Martin: Man muss ganzheitlich auf das System schauen: Es wird Situationen geben, wo Wasserstoff aus den Pipelines klar zu bevorzugen ist und es wird auch noch lange Zeit Kunden geben, die Erdgas benötigen. Denn der hohen Zahl an potenziellen Anwendern von Wasserstoff stehen gegenwärtig noch eine begrenzte Verfügbarkeit und hohe Erzeugungskosten entgegen. So wird besonders in der Entwicklungsphase einer Wasserstoffwirtschaft eine Priorisierung von Sektoren, welche ein besonders hohes Emissionsreduktionspotenzial aufweisen, erforderlich sein. Sektoren mit geringerem Emissionsreduktionspotenzial werden zumindest kurz- und mittelfristig weiterhin mit Erdgas versorgt werden müssen.
Hinzu kommt der Strom aus regenerativen Energiequellen, der natürlich weiterhin seine Abnehmer haben wird. Dies betrifft vor allem Sektoren, die bereits elektrifiziert sind oder sich zukünftig gut elektrifizieren lassen, da Strom aus regenerativen Energiequellen im Vergleich zu Wasserstoff geringere Umwandlungsverluste aufweisen.
Bei der Wasserstoffherstellung mittels Elektrolyse gehen über 40 Prozent der wertvollen elektrischen Energie verloren, weswegen sich Wasserstoff vor allem in Sektoren zum Einsatz kommen wird, die sich nur schwer mit elektrischer Energie versorgen lassen.

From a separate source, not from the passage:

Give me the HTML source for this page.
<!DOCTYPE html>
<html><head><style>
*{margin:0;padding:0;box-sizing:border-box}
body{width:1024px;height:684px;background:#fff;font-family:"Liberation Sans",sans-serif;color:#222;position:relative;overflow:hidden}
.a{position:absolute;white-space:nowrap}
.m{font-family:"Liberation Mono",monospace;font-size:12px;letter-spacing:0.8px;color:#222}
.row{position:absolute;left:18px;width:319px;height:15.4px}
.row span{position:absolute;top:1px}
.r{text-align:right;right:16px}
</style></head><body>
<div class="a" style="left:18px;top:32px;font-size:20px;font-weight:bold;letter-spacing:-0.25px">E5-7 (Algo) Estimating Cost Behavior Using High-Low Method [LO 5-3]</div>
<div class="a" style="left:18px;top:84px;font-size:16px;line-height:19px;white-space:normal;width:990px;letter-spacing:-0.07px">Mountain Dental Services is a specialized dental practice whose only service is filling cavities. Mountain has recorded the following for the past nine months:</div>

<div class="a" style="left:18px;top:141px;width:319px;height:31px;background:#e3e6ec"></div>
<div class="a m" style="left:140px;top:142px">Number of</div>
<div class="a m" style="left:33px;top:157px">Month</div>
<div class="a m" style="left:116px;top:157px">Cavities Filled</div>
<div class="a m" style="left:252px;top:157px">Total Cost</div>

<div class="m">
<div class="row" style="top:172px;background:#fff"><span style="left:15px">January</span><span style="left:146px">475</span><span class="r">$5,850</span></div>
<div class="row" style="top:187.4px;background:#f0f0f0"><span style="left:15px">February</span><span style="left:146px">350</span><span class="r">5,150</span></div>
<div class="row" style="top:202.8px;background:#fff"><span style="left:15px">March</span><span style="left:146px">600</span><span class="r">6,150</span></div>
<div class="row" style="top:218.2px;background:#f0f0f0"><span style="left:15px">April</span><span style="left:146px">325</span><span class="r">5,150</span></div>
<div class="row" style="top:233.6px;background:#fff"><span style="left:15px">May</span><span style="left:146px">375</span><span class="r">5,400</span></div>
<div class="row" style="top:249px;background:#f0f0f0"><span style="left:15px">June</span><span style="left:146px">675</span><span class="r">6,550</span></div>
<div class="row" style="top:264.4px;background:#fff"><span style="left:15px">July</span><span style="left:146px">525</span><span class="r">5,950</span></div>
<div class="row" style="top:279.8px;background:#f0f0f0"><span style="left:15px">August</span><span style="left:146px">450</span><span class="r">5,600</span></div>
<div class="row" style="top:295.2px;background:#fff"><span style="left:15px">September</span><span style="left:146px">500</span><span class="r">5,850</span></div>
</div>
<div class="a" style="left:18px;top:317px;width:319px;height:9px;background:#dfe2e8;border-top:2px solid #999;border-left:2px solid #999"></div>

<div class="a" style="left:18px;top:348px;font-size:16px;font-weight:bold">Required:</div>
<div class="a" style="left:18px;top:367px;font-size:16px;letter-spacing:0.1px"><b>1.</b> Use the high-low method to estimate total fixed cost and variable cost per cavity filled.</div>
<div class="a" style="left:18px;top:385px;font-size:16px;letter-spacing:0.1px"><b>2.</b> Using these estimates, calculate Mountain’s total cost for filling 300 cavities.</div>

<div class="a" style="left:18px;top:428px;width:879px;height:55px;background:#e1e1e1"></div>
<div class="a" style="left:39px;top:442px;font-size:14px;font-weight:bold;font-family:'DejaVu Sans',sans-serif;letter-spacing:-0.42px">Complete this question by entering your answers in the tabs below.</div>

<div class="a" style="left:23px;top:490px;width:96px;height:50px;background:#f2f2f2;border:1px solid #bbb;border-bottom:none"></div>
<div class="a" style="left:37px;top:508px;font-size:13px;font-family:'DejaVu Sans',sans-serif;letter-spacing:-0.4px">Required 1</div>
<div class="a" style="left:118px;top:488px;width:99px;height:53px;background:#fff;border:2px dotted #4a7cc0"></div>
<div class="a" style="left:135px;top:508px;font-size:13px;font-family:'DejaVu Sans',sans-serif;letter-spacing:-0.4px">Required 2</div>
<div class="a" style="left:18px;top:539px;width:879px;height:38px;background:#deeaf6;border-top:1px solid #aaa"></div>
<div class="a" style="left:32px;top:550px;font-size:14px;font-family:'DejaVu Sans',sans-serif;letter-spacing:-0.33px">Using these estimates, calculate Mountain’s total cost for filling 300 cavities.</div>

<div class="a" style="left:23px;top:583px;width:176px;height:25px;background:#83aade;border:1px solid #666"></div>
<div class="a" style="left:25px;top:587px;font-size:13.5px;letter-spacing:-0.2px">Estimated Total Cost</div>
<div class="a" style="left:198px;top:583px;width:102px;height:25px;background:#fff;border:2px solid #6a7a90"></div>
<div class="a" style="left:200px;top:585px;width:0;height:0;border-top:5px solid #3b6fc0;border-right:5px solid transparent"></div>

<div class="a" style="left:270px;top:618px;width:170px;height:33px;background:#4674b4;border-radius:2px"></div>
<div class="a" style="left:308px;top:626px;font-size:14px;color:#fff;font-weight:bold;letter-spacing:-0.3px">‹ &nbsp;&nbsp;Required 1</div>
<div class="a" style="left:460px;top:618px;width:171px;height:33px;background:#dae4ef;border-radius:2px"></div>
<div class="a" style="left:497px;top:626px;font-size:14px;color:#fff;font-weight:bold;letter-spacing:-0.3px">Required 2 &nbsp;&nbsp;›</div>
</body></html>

Hierbei ist beispielsweise der Schwerlastverkehr zu nennen.
Wichtig ist daher, sich nicht auf eine einzigen Versorgungspfad zu limitieren, sondern den optimalen Energiemix zu realisieren, der möglichst kosteneffizient und klimaneutral ist.
Die Voraussetzungen sind da, man muss sich weiter auf den Weg machen, diesen kontinuierlichen Prozess zu gestalten.